(CN) - A pair of former KPMG clients can sue lawyers and accountants who were part of a fraudulent tax-shelter scheme run by accounting firm, a California appeals court ruled.
KPMG admitted in 2005 that it had helped high net-worth investors evade billions of dollars in federal income tax in the previous decade. It agreed to pay $456 million in fines, restitution to the IRS and penalties.
Investor Steven Goldman sued KPMG for fraud and breach of fiduciary duty. He sought the millions of dollars he had to pay when the government rejected his tax deductions. He paid KPMG $2.1 million in order to generate a $60.1 million tax loss.
Jeffrey Haines filed a similar lawsuit, as he paid $1 million to generate a $16 million tax loss.
The tax-shelter scheme involved the formation of limited liability companies. Those companies had operating agreements containing broad arbitration clauses, which KPMG tried to enforce instead of going to trial.
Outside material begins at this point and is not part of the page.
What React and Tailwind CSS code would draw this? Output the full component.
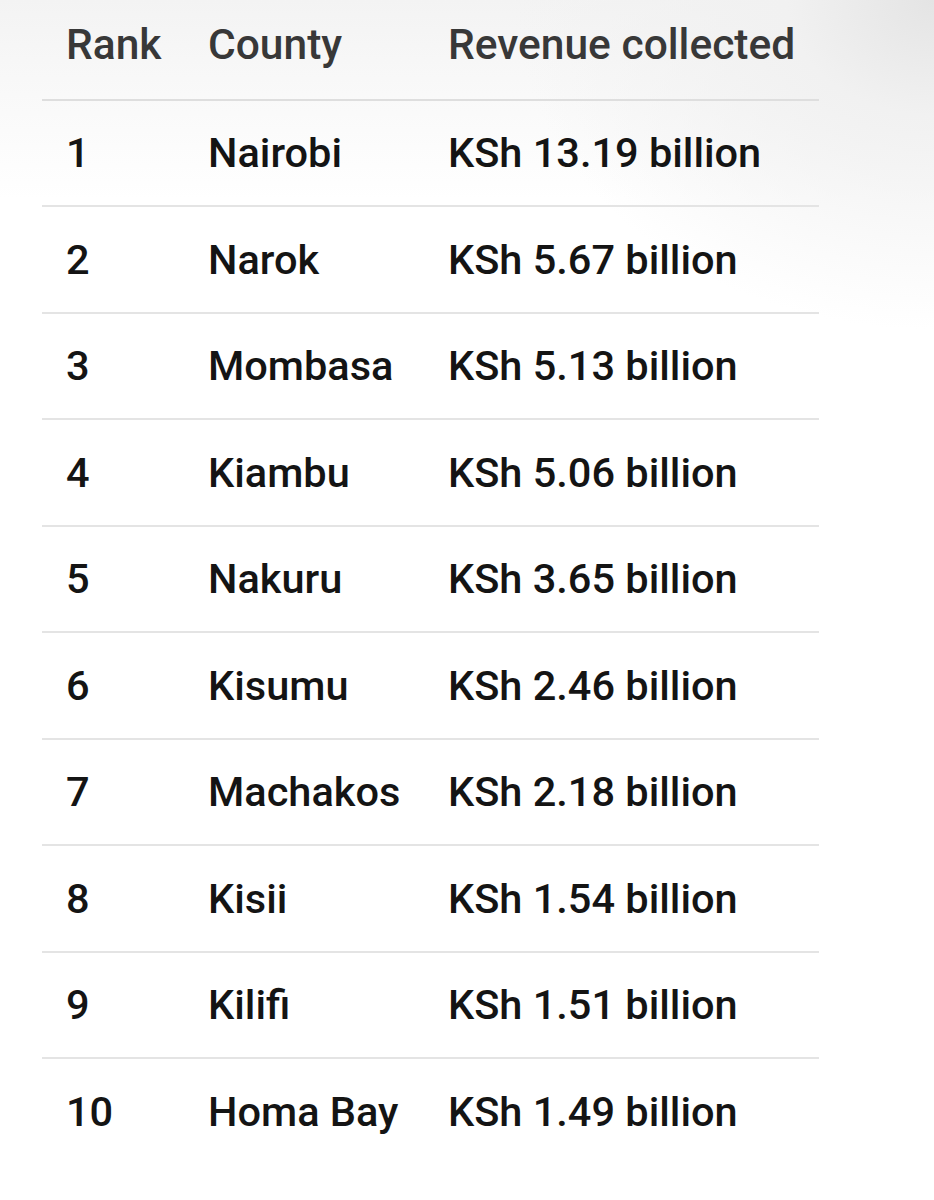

The trial court ruled that because KPMG and its attorneys were not signatories to the arbitration agreements, they could not enforce them. Justice Rubin of the Los Angeles-based appeals court agreed.
"The Goldman/Haines claims against KPMG and (its attorneys) are unrelated to any of the operating agreements, which were merely a procedural and collateral step in the creation of the fraudulent tax shelters," Rubin wrote.
The court affirmed denial of the defendants' motions to compel arbitration.